For Democrats, Gabbard’s tenure added a troubling new dimension to those gripes, demonstrating how some of the unheralded authorities of the office could be misused for political purposes.

Gabbard ousted intelligence community personnel who helped craft an assessment that undercut Trump’s immigration agenda. She used her perch to declassify spy material she used to accuse former President Barack Obama and his intelligence chiefs of “treason.” Most troubling for Democrats, she stretched her office’s legal authorities beyond their seeming limit by attending an FBI raid of an elections facility in Georgia, and seizing voting machines in Puerto Rico.

Republicans took a different lesson from Gabbard’s time as DNI.

Trump repeatedly sidelined Gabbard on high-stakes military decision-making, instead relying on Ratcliffe to be his intel aide and conduit to the U.S. intelligence community.

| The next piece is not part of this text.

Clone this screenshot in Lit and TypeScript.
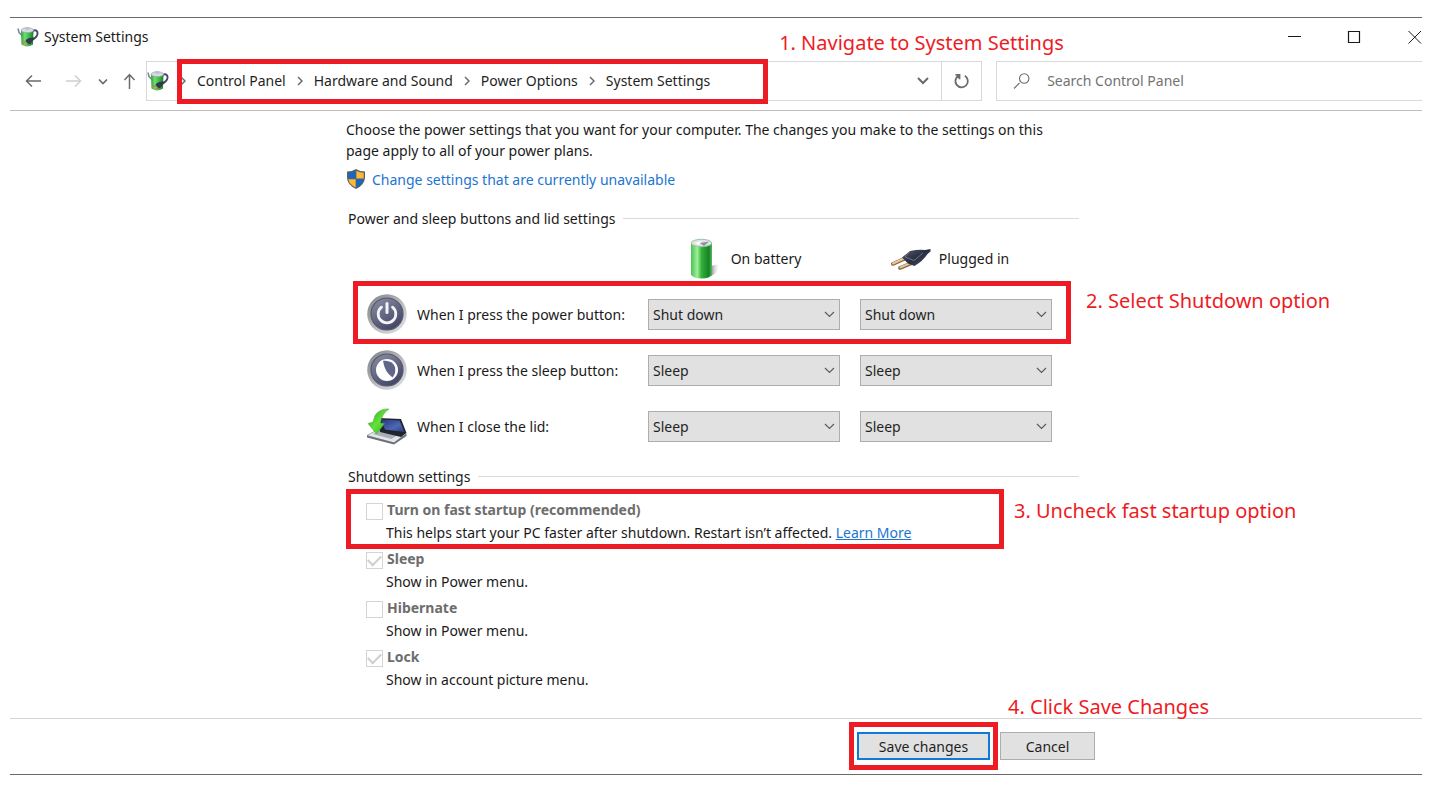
import { LitElement, html, css, svg, nothing } from "lit";
import { customElement, property } from "lit/decorators.js";

const kettleIcon = html`<svg width="22" height="22" viewBox="0 0 22 22" aria-hidden="true">
  <defs>
    <linearGradient id="kettle-body" x1="0" x2="1">
      <stop offset="0" stop-color="#2f9a3a" /><stop offset=".3" stop-color="#6be06f" />
      <stop offset=".7" stop-color="#35b443" /><stop offset="1" stop-color="#1f7a2c" />
    </linearGradient>
  </defs>
  <path d="M15.500 5C19.500 2.800 21.500 6 20 9.500C19 11.500 17.500 12.500 16 13.500" fill="none" stroke="#45486a" stroke-width="1.900" />
  <path d="M1 2.500L2 6.500L5 9.500" fill="none" stroke="#7d8696" stroke-width="1.500" />
  <path d="M4 4.500L4.500 18.500Q10 22.500 16 18.500L16.500 4.500Z" fill="url(#kettle-body)" />
  <ellipse cx="10.300" cy="4.200" rx="6.200" ry="2.500" fill="#d5dbe0" stroke="#8d98a0" stroke-width=".6" />
  <ellipse cx="10.300" cy="2.400" rx="2.500" ry="1.300" fill="#b9c1c9" />
  <path d="M8.500 14.500Q11 11 17.500 11.500L17 13.500Q15 15 14 17.500L11 18.500Z" fill="#343a4c" />
  <path d="M9 15.500L5 17.500M11 17.500L8 19.500" stroke="#b48a52" stroke-width="1.500" />
</svg>`;

const shieldIcon = html`<svg width="20" height="22" viewBox="0 0 20 22" aria-hidden="true">
  <path d="M10 1Q6 3.600 1 3.600V10Q1.500 17 10 21Q18.500 17 19 10V3.600Q14 3.600 10 1Z" fill="#5c6066" />
  <path d="M9.600 2.800Q6.500 4.600 2.300 4.800V10.500H9.600Z" fill="#1668c1" />
  <path d="M10.400 2.800Q13.500 4.600 17.700 4.800V10.500H10.400Z" fill="#fdb83b" />
  <path d="M2.400 11.300H9.600V19.400Q3.200 16.300 2.400 11.300Z" fill="#fdb83b" />
  <path d="M17.600 11.300H10.400V19.400Q16.800 16.300 17.600 11.300Z" fill="#1668c1" />
</svg>`;

const batteryIcon = html`<svg width="40" height="42" viewBox="0 0 40 42" aria-hidden="true">
  <defs>
    <linearGradient id="battery-body" x1="0" x2="1">
      <stop offset="0" stop-color="#4fc155" /><stop offset=".3" stop-color="#9df09b" />
      <stop offset=".5" stop-color="#35b13c" /><stop offset=".85" stop-color="#138322" />
      <stop offset="1" stop-color="#5bb562" />
    </linearGradient>
    <linearGradient id="battery-shadow" x1="0" x2="1">
      <stop offset="0" stop-color="#8a8a8a" /><stop offset="1" stop-color="#fff" stop-opacity="0" />
    </linearGradient>
  </defs>
  <path d="M28 28Q36 25 37 28Q36 34 28 38Z" fill="url(#battery-shadow)" />
  <path d="M8 5V36.500Q10 40.500 18.500 40.500Q27 40.500 29 36.500V5Z" fill="url(#battery-body)" />
  <ellipse cx="18.500" cy="5" rx="10.300" ry="3.700" fill="#dfe5e3" stroke="#9cc4a0" />
  <path d="M17 5L26 3.500L21 8Z" fill="#8d8da4" />
  <path d="M12 5L18 3L16 7Z" fill="#fff" />
</svg>`;

const plugIcon = html`<svg width="40" height="40" viewBox="0 0 40 40" aria-hidden="true">
  <defs>
    <linearGradient id="plug-body" x1="0" x2="1" y1="0" y2="1">
      <stop offset="0" stop-color="#565c70" /><stop offset=".5" stop-color="#2a2e42" />
      <stop offset="1" stop-color="#4b5168" />
    </linearGradient>
  </defs>
  <path d="M1.800 25L14 19.500M9 29L21 24" stroke="#8a6642" stroke-width="3.600" stroke-linecap="round" />
  <path d="M2 24.500L14 19M9.500 28.300L21 23.300" stroke="#e8c7a0" stroke-width="2" stroke-linecap="round" />
  <path d="M11 18.500L19 12Q28 10 34 11L39.500 10V12.500L36.500 15Q32 22 23.500 27L17 24.500Z" fill="url(#plug-body)" />
  <path d="M19 12.500L14 18L23 21.500L32 14" fill="none" stroke="#7d849b" stroke-width=".8" />
</svg>`;

const disc = (id: string) => svg`
  <defs>
    <linearGradient id=${id + "-face"} x1="0" y1="0" x2=".6" y2="1">
      <stop offset="0" stop-color="#8d90a6" /><stop offset="1" stop-color="#454768" />
    </linearGradient>
    <linearGradient id=${id + "-rim"} x1="0" y1="0" x2="1" y2="1">
      <stop offset="0" stop-color="#7c7e80" /><stop offset=".6" stop-color="#bfc1c4" />
      <stop offset="1" stop-color="#e4e5e7" />
    </linearGradient>
  </defs>
  <circle cx="20" cy="20" r="19.800" fill=${`url(#${id}-rim)`} />
  <circle cx="20" cy="20" r="16" fill=${`url(#${id}-face)`} stroke="#55576f" stroke-width="1.200" />`;

const powerIcon = html`<svg width="40" height="40" viewBox="0 0 40 40" aria-hidden="true">
  ${disc("power")}
  <path d="M14.500 13.200A8.800 8.800 0 1 0 25.500 13.200" fill="none" stroke="#f4f4f8" stroke-width="2.800" stroke-linecap="round" />
  <path d="M20 9.500V18.500" stroke="#f4f4f8" stroke-width="3" stroke-linecap="round" />
</svg>`;

const moonIcon = html`<svg width="40" height="40" viewBox="0 0 40 40" aria-hidden="true">
  ${disc("moon")}
  <circle cx="20" cy="20" r="11" fill="#fff" />
  <path d="M16 10.800Q25 9.800 28 17Q29.200 23 25.500 27.500Q17.500 22 16 10.800Z" fill="#62658a" />
</svg>`;

const lidIcon = html`<svg width="40" height="40" viewBox="0 0 40 40" aria-hidden="true">
  <defs>
    <linearGradient id="lid-screen" x1="0" y1="0" x2="1" y2="1">
      <stop offset="0" stop-color="#26357c" /><stop offset=".6" stop-color="#4e68b4" />
      <stop offset="1" stop-color="#2a3870" />
    </linearGradient>
    <linearGradient id="lid-arrow" x1="0" y1="0" x2="1" y2="1">
      <stop offset="0" stop-color="#2e9e1d" /><stop offset=".5" stop-color="#62e23c" />
      <stop offset="1" stop-color="#2fae1d" />
    </linearGradient>
  </defs>
  <path d="M0 29.500L10 24L36 30L27 37Z" fill="#e4e6ea" stroke="#888d97" stroke-width=".7" />
  <path d="M0 29.500L27 36.500L39.500 27.500V30L27 38.500L0 31.500Z" fill="#6b707b" />
  <path d="M6 28L12 25L30 29.500L24.500 33Z" fill="#a9aeb7" />
  <path d="M11 12L34 13L39.500 27L34 31L13 26Z" fill="#20242f" />
  <path d="M14 13.500L32.500 14.500L37.500 26L18 23.500Z" fill="url(#lid-screen)" />
  <path d="M22 3Q13 2 8 9.500L6 16L1 17.500L9.500 28L17.500 17.500L13.500 17Q14.500 8 22 3Z" fill="url(#lid-arrow)" stroke="#4aa43c" stroke-width=".5" />
</svg>`;

const glyph = (d: string, w: number, h: number, stroke = 1) => html`<svg
  width=${w} height=${h} viewBox=${`0 0 ${w} ${h}`} aria-hidden="true"
  fill="none" stroke="currentColor" stroke-width=${stroke}><path d=${d} /></svg>`;

/** A tutorial marker: a red frame over its parent, with a caption beside it. */
@customElement("step-mark")
export class StepMark extends LitElement {
  @property() text = "";
  static styles = css`
    :host {
      position: absolute;
      box-sizing: border-box;
      border: 5px solid #ed1c24;
      pointer-events: none;
      z-index: 2;
    }
    .caption {
      position: absolute;
      left: 100%;
      top: var(--caption-top, 0);
      margin-left: var(--caption-gap, 16px);
      color: #ed1c24;
      font: 20px/24px "Noto Sans", "Open Sans", sans-serif;
      white-space: nowrap;
    }
  `;
  render() {
    return html`<span class="caption">${this.text}</span>`;
  }
}

interface PowerRow {
  id: string;
  label: string;
  icon: unknown;
  value: string;
  marked?: boolean;
}

interface ShutdownItem {
  id: string;
  title: string;
  note: string;
  checked: boolean;
  link?: string;
}

@customElement("app-root")
export class AppRoot extends LitElement {
  private crumbs = ["Control Panel", "Hardware and Sound", "Power Options", "System Settings"];

  private rows: PowerRow[] = [
    { id: "power", label: "When I press the power button:", icon: powerIcon, value: "Shut down", marked: true },
    { id: "sleep", label: "When I press the sleep button:", icon: moonIcon, value: "Sleep" },
    { id: "lid", label: "When I close the lid:", icon: lidIcon, value: "Sleep" },
  ];

  private items: ShutdownItem[] = [
    { id: "fast", title: "Turn on fast startup (recommended)", note: "This helps start your PC faster after shutdown. Restart isn’t affected.", checked: false, link: "Learn More" },
    { id: "s-sleep", title: "Sleep", note: "Show in Power menu.", checked: true },
    { id: "hibernate", title: "Hibernate", note: "Show in Power menu.", checked: false },
    { id: "lock", title: "Lock", note: "Show in account picture menu.", checked: true },
  ];

  static styles = css`
    :host {
      display: block;
      padding: 17px 32px 26px 10px;
      background: #fff;
      color: #1a1a1a;
      font: 14px/21px "Noto Sans", "Open Sans", sans-serif;
    }
    * { box-sizing: border-box; }
    svg { display: block; flex: none; }
    button, input, select { font: inherit; color: inherit; margin: 0; }
    .window { border: solid #6a6a6a; border-width: 1px 0; }
    .plain {
      display: flex;
      align-items: center;
      justify-content: center;
      border: 0;
      padding: 0;
      background: none;
    }

    .titlebar { display: flex; align-items: center; height: 38px; padding-left: 7px; }
    .titlebar h1 { margin: 0 auto 0 5px; padding-bottom: 2px; font-size: 14px; font-weight: 400; }
    .controls { display: flex; gap: 45px; }

    .nav {
      display: flex;
      padding: 5px 0 9px 3px;
      border-bottom: 1px solid #bdbdbd;
      color: #6b6b6b;
    }
    .wide { width: 40px; }
    .history { width: 20px; }
    .up { width: 33px; }
    .faded { color: #cfcfcf; }
    .address {
      position: relative;
      display: flex;
      flex: 51 1 0;
      height: 40px;
      border: 1px solid #d9d9d9;
    }
    .crumbs { display: flex; flex: 1; align-items: center; }
    .crumbs ol { display: flex; margin: 0; padding: 0; list-style: none; }
    .crumbs li { display: flex; align-items: center; }
    .crumbs a { padding-bottom: 2px; color: #1f1f1f; text-decoration: none; white-space: nowrap; }
    .sep { display: flex; justify-content: center; width: 28px; }
    .drop { width: 36px; }
    .refresh { width: 40px; border-left: 1px solid #d9d9d9; }
    .search {
      display: flex;
      flex: 25 1 0;
      align-items: center;
      margin-left: 14px;
      padding-left: 16px;
      gap: 17px;
      border: 1px solid #d9d9d9;
      border-right: 0;
    }
    .search input { flex: 1; min-width: 0; padding: 0 0 2px; border: 0; outline: 0; background: none; }
    .search input::placeholder { color: #737373; opacity: 1; }

    main { max-width: 740px; margin: 0 auto; padding: 8px 7px 27px 0; }
    .intro { margin: 0; }
    .admin { display: flex; align-items: center; gap: 6px; margin: 7px 0 18px; }
    a { color: #1c75d0; }
    .admin a { text-decoration: none; }
    .group { display: flex; align-items: center; gap: 8px; margin: 0 0 0 2px; font-size: 14px; font-weight: 400; }
    .group::after { content: ""; flex: 1; border-top: 1px solid #dadada; }

    .power { padding: 9px 0 12px 21px; }
    .line {
      position: relative;
      display: grid;
      grid-template-columns: 40px 201px 192px 192px;
      column-gap: 20px;
      align-items: center;
      height: 56px;
    }
    .line label { margin-left: -10px; white-space: nowrap; }
    .head { grid-template-columns: 261px 188px 188px; height: 48px; align-items: start; }
    .source { display: flex; align-items: center; justify-content: center; gap: 8px; height: 41px; }
    .pick { position: relative; display: block; height: 31px; color: #5c5c5c; }
    .pick select {
      display: block;
      width: 100%;
      height: 100%;
      padding: 0 28px 0 4px;
      border: 1px solid #adadad;
      border-radius: 0;
      appearance: none;
      background: #e1e1e1;
      color: #1f1f1f;
    }
    .pick svg { position: absolute; right: 5px; top: 12px; pointer-events: none; }

    .shutdown { position: relative; }
    .options { display: grid; gap: 4px; margin: 0; padding: 12px 0 0 20px; list-style: none; }
    .option { display: grid; grid-template-columns: 17px 1fr; gap: 1px 3px; }
    .option label { margin-left: 1px; line-height: 22px; font-weight: 700; color: #6d6d6d; }
    .option p { grid-column: 2; margin: 0; line-height: 22px; }
    .option input {
      appearance: none;
      display: grid;
      place-items: center;
      width: 17px;
      height: 17px;
      margin-top: 4px;
      border: 1px solid #d4d4d4;
      background: #fff;
    }
    .option input:checked::after {
      content: "";
      width: 11px;
      height: 6px;
      margin-bottom: 4px;
      border: solid #cfcfcf;
      border-width: 0 0 2px 2px;
      transform: rotate(-45deg);
    }

    footer { border-top: 1px solid #d4d4d4; }
    .actions { display: flex; justify-content: flex-end; gap: 10px; padding: 13px 327px 14px 0; }
    .actions span { position: relative; display: block; }
    .btn { display: block; height: 28px; padding: 0; border: 1px solid #adadad; background: #e1e1e1; color: #1f1f1f; }
    .save { width: 133px; border: 2px solid #0f7ad8; }
    .cancel { width: 95px; }

    .mark-path { inset: -3px 213px -4px 30px; --caption-gap: 16px; --caption-top: -33px; }
    .mark-row { inset: -5px 8px -2px -14px; --caption-gap: 20px; --caption-top: 3px; }
    .mark-fast { inset: 2px 75px auto 0; height: 60px; --caption-top: 5px; --caption-gap: 15px; }
    .mark-save { inset: -10px -8px; --caption-top: -32px; --caption-gap: 15px; }
  `;

  private renderRow(row: PowerRow) {
    const pick = (source: string, name: string) => html`<span class="pick">
      <select id=${`${row.id}-${source}`} aria-label=${`${row.label} ${name}`}>
        <option>${row.value}</option>
        <option>${row.value === "Sleep" ? "Shut down" : "Sleep"}</option>
        <option>Do nothing</option>
      </select>
      ${glyph("M1 1L5.500 5.500L10 1", 11, 8, 1.2)}
    </span>`;
    return html`<div class="line">
      ${row.icon}
      <label for=${`${row.id}-battery`}>${row.label}</label>
      ${pick("battery", "On battery")}
      ${pick("plugged", "Plugged in")}
      ${row.marked ? html`<step-mark class="mark-row" text="2. Select Shutdown option"></step-mark>` : nothing}
    </div>`;
  }

  render() {
    return html`<div class="window">
      <header>
        <div class="titlebar">
          ${kettleIcon}
          <h1>System Settings</h1>
          <div class="controls">
            <button class="plain" aria-label="Minimize">${glyph("M1 6.500H14", 15, 15)}</button>
            <button class="plain" aria-label="Maximize">${glyph("M1.500 1.500H12.500V12.500H1.500Z", 15, 15, 1.2)}</button>
            <button class="plain" aria-label="Close">${glyph("M1.500 1L14 13.500M14 1L1.500 13.500", 15, 15)}</button>
          </div>
        </div>
        <nav class="nav">
          <button class="plain wide" aria-label="Back">${glyph("M16 8H1.500M7 2.500L1.500 8L7 13.500", 17, 16, 1.5)}</button>
          <button class="plain wide faded" aria-label="Forward">${glyph("M1 8H15.500M10 2.500L15.500 8L10 13.500", 17, 16, 1.5)}</button>
          <button class="plain history" aria-label="Recent locations">${glyph("M1 1.500L5 5.500L9 1.500", 10, 7, 1.7)}</button>
          <button class="plain up" aria-label="Up">${glyph("M6.500 16V1.500M1.500 7L6.500 1.500L11.500 7", 13, 17, 1.5)}</button>
          <div class="address">
            <div class="crumbs">
              ${kettleIcon}
              <ol>
                ${this.crumbs.map((c) => html`<li><span class="sep">${glyph("M1 1L5 5L1 9", 6, 10, 1.5)}</span><a href="#">${c}</a></li>`)}
              </ol>
            </div>
            <button class="plain drop" aria-label="Previous locations">${glyph("M1 1L6 6L11 1", 12, 8, 2)}</button>
            <button class="plain refresh" aria-label="Refresh">${glyph("M2.500 1.800H6.500V6.200M5.800 2.600A6.200 6.200 0 1 0 11.800 2.800", 17, 17, 1.8)}</button>
            <step-mark class="mark-path" text="1. Navigate to System Settings"></step-mark>
          </div>
          <div class="search">
            ${glyph("M6.500 10L1 15.500M6.500 5.500A4.700 4.700 0 1 1 15.900 5.500A4.700 4.700 0 1 1 6.500 5.500", 17, 17, 1.1)}
            <input type="search" placeholder="Search Control Panel" aria-label="Search Control Panel" />
          </div>
        </nav>
      </header>
      <main>
        <p class="intro">Choose the power settings that you want for your computer. The changes you make to the settings on this page apply to all of your power plans.</p>
        <p class="admin">${shieldIcon}<a href="#">Change settings that are currently unavailable</a></p>
        <h2 class="group">Power and sleep buttons and lid settings</h2>
        <section class="power">
          <div class="line head">
            <span></span>
            <span class="source">${batteryIcon}On battery</span>
            <span class="source">${plugIcon}Plugged in</span>
          </div>
          ${this.rows.map((r) => this.renderRow(r))}
        </section>
        <h2 class="group">Shutdown settings</h2>
        <section class="shutdown">
          <ul class="options">
            ${this.items.map((i) => html`<li class="option">
              <input type="checkbox" id=${i.id} .checked=${i.checked} disabled />
              <label for=${i.id}>${i.title}</label>
              <p>${i.note}${i.link ? html` <a href="#">${i.link}</a>` : nothing}</p>
            </li>`)}
          </ul>
          <step-mark class="mark-fast" text="3. Uncheck fast startup option"></step-mark>
        </section>
      </main>
      <footer>
        <div class="actions">
          <span>
            <button class="btn save">Save changes</button>
            <step-mark class="mark-save" text="4. Click Save Changes"></step-mark>
          </span>
          <button class="btn cancel">Cancel</button>
        </div>
      </footer>
    </div>`;
  }
}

The apparent success of that model has given fresh ammunition to ODNI skeptics like Cotton who feel Gabbard did not go far enough in reforming the intel coordination hub. Cotton last year introduced legislation to cap the office at 650 people — roughly half its current size — and move some of its functions elsewhere in the intelligence community.

For Republicans on Wednesday, the focus will be “how do you wind this [ODNI] down and get the bureaucracy out of the way,” said the senior GOP congressional aide.

The hearing may not be the only hurdle Clayton has to clear this week. A speech Trump has planned for Thursday night could also affect how quickly Clayton is confirmed. In the Oval Office on Tuesday, Trump said the primetime address involves a “very big announcement” and pertains to “free and fair elections.” Democrats fear Trump, who has long alleged the 2020 election was rigged, plans to release new intelligence that falsely buttresses those claims.

“Trump has been laying the groundwork to justify massive interference in our midterms,” Warner tweeted Tuesday. “It’s coming on Thursday. Don’t let him fool you.”